Cathie Wood's Ark Invest Boosts Alphabet Stake in AI Strategy Shift
The move signals a broader rotation into mega-cap tech, as Ark trims positions in AMD and Palantir, underscoring a flight to quality within the AI sector.
Cathie Wood’s Ark Invest has been increasing its stake in Alphabet (GOOGL), a strategic accumulation that signals a significant vote of confidence in the tech giant's artificial intelligence capabilities. The move is part of a broader portfolio rebalancing that has seen the influential investment firm trim its holdings in other high-profile tech names, suggesting a deliberate pivot towards established leaders in the ongoing AI arms race.
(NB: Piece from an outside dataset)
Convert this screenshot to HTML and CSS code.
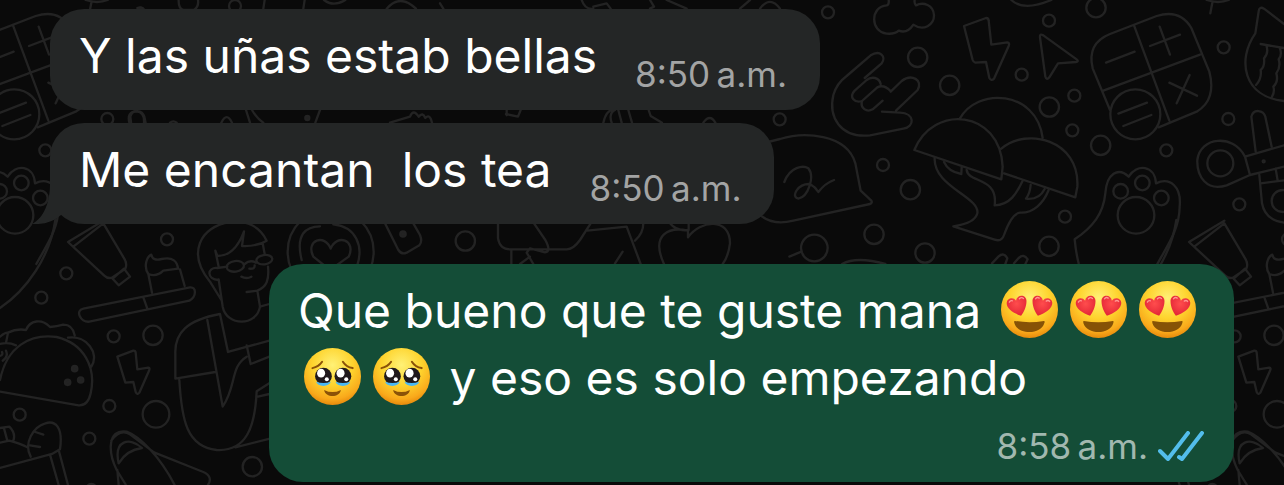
FILE: index.html
```html
<!DOCTYPE html>
<html lang="es">
<head>
  <meta charset="UTF-8">
  <meta name="viewport" content="width=device-width, initial-scale=1">
  <title>Chat</title>
  <link rel="stylesheet" href="styles.css">
</head>
<body>

  <!-- doodle wallpaper, one tile repeated sideways every 1121px -->
  <svg class="wallpaper" aria-hidden="true">
    <defs>
      <g id="tile">
        <g transform="translate(820 0) scale(.33333)">
          <!-- cloud, horns hand -->
          <path d="M206 0Q208 14 200 16C150 20 150 95 200 101Q225 103 236 92Q262 102 280 74C310 95 343 75 342 45C340 15 310 5 288 16Q282 10 284 0"/>
          <path d="M134 234L185 190C200 170 180 148 152 166L80 228Q50 250 40 285C25 350 60 415 150 406L250 386C285 380 285 340 240 338L186 335M228 332L293 270C310 240 275 220 245 243L212 275M182 252C178 232 155 228 140 240L104 272C85 292 105 310 126 303L172 262Q192 252 212 274M126 303C120 325 140 338 158 328L188 302"/>
          <!-- bolt, pointer -->
          <path d="M432 78L498 54Q506 54 506 62L514 134L562 127Q570 128 566 138L522 236Q514 244 508 234L498 186L466 188Q460 186 458 180Z"/>
          <path d="M660 112Q658 100 670 106L770 178Q778 184 768 186L714 190L688 232Q680 242 676 230Z"/>
          <!-- calculator -->
          <path d="M870 330L818 205Q800 130 870 102L1010 48Q1080 26 1114 84L1168 215Q1190 300 1130 335L1016 382M942 76L1048 362M850 272L1140 164M858 188L944 155M990 138L1080 104M1019 80L1050 164M1048 248L1131 287M1109 225L1070 310M895 341L981 308M910 378L994 345"/>
          <circle cx="946" cy="343" r="75"/>
          <!-- mushrooms -->
          <path d="M418 358C470 260 650 270 668 414M283 450C340 310 540 330 548 500L544 538ZM544 446C620 380 780 420 772 560L766 592L552 520"/>
          <path d="M344 474C340 560 480 590 472 640Q465 670 400 679L524 719Q545 726 552 705Q575 640 600 638C640 640 670 610 686 570M372 486Q385 515 424 522L425 502M440 510C445 550 535 530 524 616C570 615 590 580 608 542M632 555Q630 580 618 596C650 600 665 585 674 567"/>
          <!-- cap -->
          <path d="M-236 446L-120 417C-50 395 80 400 106 490L122 572L154 602Q158 608 150 612L-80 662Q-150 680 -190 635M-107 546C-90 500 -50 495 -35 505C-15 530 -35 590 -65 596C-90 590 -65 550 -30 552Q-15 560 -5 576Q15 550 42 540"/>
          <!-- paw -->
          <path d="M776 790Q768 760 764 718C820 680 850 640 856 580C860 520 895 500 926 530C950 490 1005 495 1008 550C1050 530 1085 560 1079 620C1078 690 1040 740 1012 792"/>
          <circle cx="948" cy="646" r="55"/><circle cx="902" cy="574" r="22"/><circle cx="967" cy="549" r="22"/><circle cx="1024" cy="594" r="22"/>
          <!-- whistle and knife -->
          <path d="M1290 525L1220 556C1160 575 1130 530 1132 480C1140 410 1240 400 1275 470L1392 436M1275 470L1290 525L1392 500M1307 455L1294 350C1300 325 1330 330 1336 350L1355 440M1318 525L1326 610Q1335 660 1392 668M1322 550L1392 541M1367 506L1373 542"/>
          <circle cx="1201" cy="490" r="39"/><circle cx="1388" cy="603" r="33"/><circle cx="1331" cy="484" r="3"/>
          <!-- melon -->
          <path d="M1392 72L1332 26Q1318 18 1316 34L1306 100C1250 180 1270 290 1392 303M1322 132L1392 144M1340 140Q1346 160 1332 175Q1335 200 1322 210Q1326 235 1308 255M1380 146Q1387 165 1376 178Q1383 200 1369 220Q1376 245 1360 260Q1365 275 1356 290"/>
          <path d="M574 0Q610 35 694 0M1171 40L1177 8M1160 0Q1195 12 1226 0"/>
          <circle cx="24" cy="37" r="18"/><circle cx="293" cy="172" r="29"/><circle cx="389" cy="256" r="29"/><circle cx="687" cy="62" r="18"/><circle cx="828" cy="23" r="29"/><circle cx="605" cy="224" r="18"/><circle cx="763" cy="287" r="18"/><circle cx="688" cy="321" r="29"/><circle cx="757" cy="391" r="18"/><circle cx="842" cy="436" r="29"/><circle cx="1039" cy="451" r="18"/><circle cx="1211" cy="142" r="18"/><circle cx="1225" cy="357" r="18"/><circle cx="1258" cy="613" r="18"/><circle cx="189" cy="495" r="18"/><circle cx="271" cy="569" r="29"/><circle cx="162" cy="703" r="29"/><circle cx="315" cy="759" r="29"/><circle cx="735" cy="650" r="18"/><circle cx="687" cy="739" r="29"/><circle cx="-17" cy="744" r="40"/>
          <path d="M-92 770L-56 755M66 792Q110 768 196 792M516 790L535 770Q552 755 562 775L556 792M582 790L596 774Q612 760 623 778L616 792"/>
        </g>
        <g transform="translate(0 200) scale(.33333)">
          <path d="M166 60C150 170 80 270 0 324"/>
          <!-- toothpaste and brush -->
          <path d="M310 62L204 126L312 226Q324 238 338 232L376 206Q382 192 374 178L310 70L220 140M338 236L372 206L390 230L356 256Z"/>
          <path d="M250 326L570 262C590 260 590 290 568 302L268 365C240 368 225 330 250 326ZM430 292L442 326M456 278L445 222M554 258L540 208M445 222C430 200 440 170 454 164Q458 184 485 177C520 170 532 185 534 206L490 212Q470 232 445 222"/>
          <!-- taco -->
          <path d="M0 575L236 616Q264 618 272 580C290 500 250 430 170 411C90 400 20 440 0 540M0 410Q16 396 24 398Q50 385 78 390C90 360 125 355 150 381Q170 380 190 374Q218 374 224 406M24 398L18 428M0 432Q25 425 48 436M204 413C260 405 300 460 274 500M0 468Q10 465 6 456M8 482Q26 470 18 452"/>
          <circle cx="224" cy="506" r="8" class="dot"/><circle cx="203" cy="547" r="8" class="dot"/><circle cx="242" cy="540" r="8" class="dot"/>
          <!-- small bolt -->
          <path d="M352 470L400 452Q406 451 407 458L412 508L445 503Q451 504 447 512L418 578Q412 586 407 576L400 546L376 548Z"/>
          <!-- grocery bag -->
          <path d="M0 804L156 762L180 748C190 680 165 660 136 670C100 680 70 730 92 770M150 764L176 855M176 750L204 855M0 728L28 722Q60 730 82 742M0 684L28 680Q48 700 40 722M12 685L22 722M106 696L130 704M90 736L120 741"/>
          <!-- shoe -->
          <path d="M524 855C480 770 420 710 380 695C320 685 325 760 350 810L378 855M334 722Q360 685 390 703L462 757L610 816Q640 830 624 855M356 790C340 720 390 710 426 744Q380 750 356 790M352 810L356 855"/>
          <circle cx="501" cy="118" r="18"/><circle cx="199" cy="220" r="18"/><circle cx="124" cy="293" r="18"/><circle cx="341" cy="409" r="18"/><circle cx="459" cy="406" r="29"/><circle cx="328" cy="618" r="18"/><circle cx="468" cy="643" r="40"/><circle cx="59" cy="644" r="18"/><circle cx="268" cy="716" r="18"/><circle cx="757" cy="800" r="29"/><circle cx="274" cy="868" r="16"/>
          <!-- man with glasses -->
          <path d="M664 300L630 245C560 160 600 80 690 66C740 60 780 80 800 122Q770 140 726 138L732 94C715 140 690 168 652 168L646 152L656 200M788 130L794 162M656 238L668 320C680 380 770 380 780 320L772 272L740 276M772 272C800 260 808 240 804 200M655 240C620 240 620 200 652 204L682 200M724 230Q740 238 754 230M734 192Q750 178 768 188M748 206Q765 208 764 196"/>
          <ellipse cx="706" cy="199" rx="26" ry="16" transform="rotate(-8 706 199)"/><ellipse cx="793" cy="179" rx="24" ry="14" transform="rotate(-8 793 179)"/>
          <path d="M660 342C560 360 524 400 526 460V536L646 516M622 360L668 620C710 560 690 500 740 470M660 342L684 456L808 422M538 540C545 660 560 740 650 750C740 755 765 680 770 574L810 548M780 320L808 312M740 436L752 492L808 470M774 590L808 582M706 742L810 716"/>
        </g>
      </g>
    </defs>
    <use href="#tile"/>
    <use href="#tile" x="-1121"/>
    <use href="#tile" x="1121"/>
    <g transform="scale(.33333)">
      <path d="M536 0Q535 26 550 30H582Q597 20 594 0M794 0L790 26M914 0L910 26M972 0Q1000 22 1036 0M1160 26Q1200 -20 1248 26M412 24Q420 20 428 24M388 368Q380 334 410 334Q434 336 432 368M510 368Q520 360 530 368M664 368Q680 335 696 368M738 330L750 368M756 330Q770 355 790 368M960 330L946 368M1170 368L1230 350Q1240 325 1256 350Q1268 335 1276 354Q1290 340 1296 368"/>
      <path d="M1320 10L1330 26M1520 346V330M1518 342L1554 350L1562 330M1810 368Q1820 325 1845 330M1835 368Q1825 340 1845 330M1855 330L1865 368M1885 330L1896 368M1946 330L1952 348L1986 368M2110 368Q2130 340 2146 368M1745 0Q1755 30 1780 26M1780 20L1820 10L1832 26M1950 0L1962 20L1950 26M2000 0L2060 26M2220 26L2250 0M2280 26Q2310 -15 2340 26"/>
      <circle cx="705" cy="18" r="18"/><circle cx="922" cy="354" r="6" class="dot"/><circle cx="2339" cy="358" r="18"/>
      <!-- heart token, tag -->
      <circle cx="992" cy="755" r="129"/>
      <path d="M905 780C885 700 920 680 960 679M1000 673C1070 680 1090 740 1072 795M992 746C975 700 915 720 940 770L990 810L1046 770C1070 720 1010 700 992 746M1155 670L1195 750Q1205 765 1220 758L1258 736Q1268 725 1260 705L1240 670"/>
      <circle cx="1209" cy="702" r="8" class="dot"/><circle cx="1396" cy="723" r="29"/>
      <path d="M1494 670V715Q1500 750 1535 748H1700Q1720 748 1740 720L1772 670M1602 670L1636 720Q1655 755 1635 757L1590 745L1580 758L1600 792M1534 750V792M1560 792L1590 770M1762 692L1880 680L1922 792M1845 790L1868 755M1930 670Q1930 700 1905 722M1992 792C1950 700 2010 680 2064 692V712C2100 660 2190 650 2190 730Q2185 770 2168 792M2010 670Q2030 695 2066 690V670"/>
    </g>
  </svg>

  <svg class="defs" aria-hidden="true">
    <defs>
      <radialGradient id="skin" cx="50%" cy="30%" r="70%">
        <stop offset="0" stop-color="#fff176"/>
        <stop offset=".5" stop-color="#fed42e"/>
        <stop offset=".85" stop-color="#f9a91b"/>
        <stop offset="1" stop-color="#e78a0c"/>
      </radialGradient>
      <radialGradient id="love" cx="50%" cy="40%" r="60%">
        <stop offset="0" stop-color="#ff4d4d"/>
        <stop offset="1" stop-color="#e32636"/>
      </radialGradient>
      <symbol id="heart-eyes" viewBox="0 0 170 170">
        <circle cx="85" cy="85" r="85" fill="url(#skin)"/>
        <path d="M60 104C38 96 16 82 17 65C18 50 38 47 45 59C48 38 76 39 76 60C76 78 68 93 60 104Z" fill="url(#love)"/>
        <path d="M110 104C132 96 154 82 153 65C152 50 132 47 125 59C122 38 94 39 94 60C94 78 102 93 110 104Z" fill="url(#love)"/>
        <path d="M25 63Q28 57 34 59M55 53Q61 47 67 52M103 53Q107 47 114 51M135 60Q141 56 145 61" fill="none" stroke="#ff9a94" stroke-width="4" stroke-linecap="round"/>
        <path d="M41 119Q85 127 128 119Q132 119 129 126C120 161 50 161 40 126Q38 119 41 119Z" fill="#865206"/>
      </symbol>
      <symbol id="tears" viewBox="0 0 170 170">
        <circle cx="85" cy="85" r="85" fill="url(#skin)"/>
        <path d="M25 60Q44 56 54 41M116 41Q126 57 145 60" fill="none" stroke="#8b5208" stroke-width="6" stroke-linecap="round"/>
        <circle cx="58" cy="84" r="25" fill="#20191d"/><circle cx="116" cy="84" r="25" fill="#20191d"/>
        <path d="M36 101Q58 108 80 101Q75 113 58 113Q40 113 36 101ZM94 101Q116 108 138 101Q134 113 116 113Q98 113 94 101Z" fill="#4ab8f5"/>
        <ellipse cx="51" cy="75" rx="12" ry="13" fill="#fff"/><ellipse cx="109" cy="75" rx="12" ry="13" fill="#fff"/>
        <circle cx="68" cy="93" r="6" fill="#fff"/><circle cx="126" cy="93" r="6" fill="#fff"/>
        <path d="M60 125Q85 138 110 125C106 149 64 149 60 125Z" fill="#8b5208"/>
      </symbol>
    </defs>
  </svg>

  <main class="chat">
    <div class="bubble in">
      <p class="text">Y las uñas estab bellas</p>
      <time class="time" datetime="08:50">8:50&#8201;a.m.</time>
    </div>

    <div class="bubble in last">
      <p class="text">Me encantan  los tea</p>
      <time class="time" datetime="08:50">8:50&#8201;a.m.</time>
      <svg class="tail" viewBox="0 0 30 40" aria-hidden="true"><path d="M18 0C18 18 12 34 0 40Q18 41 29 31V0Z"/></svg>
    </div>

    <div class="bubble out">
      <p class="text">Que bueno que te guste mana <svg class="emoji" role="img" aria-label="😍"><use href="#heart-eyes"/></svg><svg class="emoji" role="img" aria-label="😍"><use href="#heart-eyes"/></svg><svg class="emoji" role="img" aria-label="😍"><use href="#heart-eyes"/></svg><svg class="emoji" role="img" aria-label="🥹"><use href="#tears"/></svg><svg class="emoji" role="img" aria-label="🥹"><use href="#tears"/></svg> y eso es solo empezando</p>
      <div class="meta">
        <time class="time" datetime="08:58">8:58&#8201;a.m.</time>
        <svg class="ticks" viewBox="0 0 46 30" role="img" aria-label="Leído"><path d="M2 20L10 28L30 2M21 26L24 28L44 2"/></svg>
      </div>
    </div>
  </main>

</body>
</html>
```
FILE: styles.css
```css
body {
  margin: 0;
  background: #0a0a0a;
  color: #fff;
  font-family: Inter, "Liberation Sans", sans-serif;
}

/* background */
.wallpaper {
  position: absolute;
  top: 0;
  left: 0;
  width: 100%;
  height: 100%;
  z-index: -1;
  fill: none;
  stroke: #232323;
  stroke-width: 7;
  stroke-linecap: round;
  stroke-linejoin: round;
}

.wallpaper .dot {
  fill: #232323;
}

.defs {
  position: absolute;
  width: 0;
  height: 0;
}

/* messages */
.chat {
  display: flex;
  flex-direction: column;
  padding: 9px 50px 3px;
}

.bubble {
  position: relative;
  border-radius: 34px;
  padding: 13px 33px 15px 29px;
}

.in {
  display: flex;
  align-items: flex-end;
  align-self: flex-start;
  gap: 38px;
  margin-bottom: 13px;
  background: #242626;
}

.in .text {
  margin-bottom: 6px;
}

.last {
  margin-bottom: 40px;
}

.tail {
  position: absolute;
  left: -18px;
  bottom: 0;
  width: 30px;
  height: 40px;
  fill: #242626;
}

.out {
  align-self: flex-end;
  max-width: 916px;
  padding-right: 20px;
  background: #144d37;
}

.text {
  margin: 0;
  font-size: 48px;
  line-height: 67px;
  white-space: pre-wrap;
}

.emoji {
  width: 57px;
  height: 57px;
  margin: 0 6px;
  vertical-align: -10px;
}

.meta {
  display: flex;
  justify-content: flex-end;
  align-items: center;
  gap: 10px;
  margin: 14px 10px 0 0;
}

.time {
  font-size: 35px;
  line-height: 42px;
  color: #a3a4a4;
}

.out .time {
  color: #a1b8af;
}

.ticks {
  width: 46px;
  height: 30px;
  fill: none;
  stroke: #53bdeb;
  stroke-width: 4;
  stroke-linecap: round;
  stroke-linejoin: round;
}
```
While specific daily trading volumes can be opaque, market analysis reveals Ark Invest has been steadily adding to its Alphabet position throughout the fourth quarter. This re-weighting coincides with the firm reducing its exposure to semiconductor company AMD and data analytics firm Palantir Technologies, indicating a potential flight to quality from more speculative or hardware-centric AI plays to companies with deeply integrated AI ecosystems.
Shares of Alphabet reacted positively to the broader market sentiment, climbing 1.5% to $323.44 in recent trading. The stock continues to trade near its 52-week high, supported by strong institutional ownership and a bullish consensus from Wall Street analysts, who hold an average price target of $323.13.
A Bet on Google's Integrated AI Ecosystem
Ark's growing conviction in Alphabet appears rooted in the tech giant's formidable position as a full-stack AI powerhouse. Unlike competitors focused on single aspects of the value chain, Google is leveraging its vast resources to build an end-to-end AI infrastructure. This includes everything from its proprietary Tensor Processing Unit (TPU) chips, which are gaining traction and reportedly being considered by rivals like Meta Platforms, to its consumer-facing applications.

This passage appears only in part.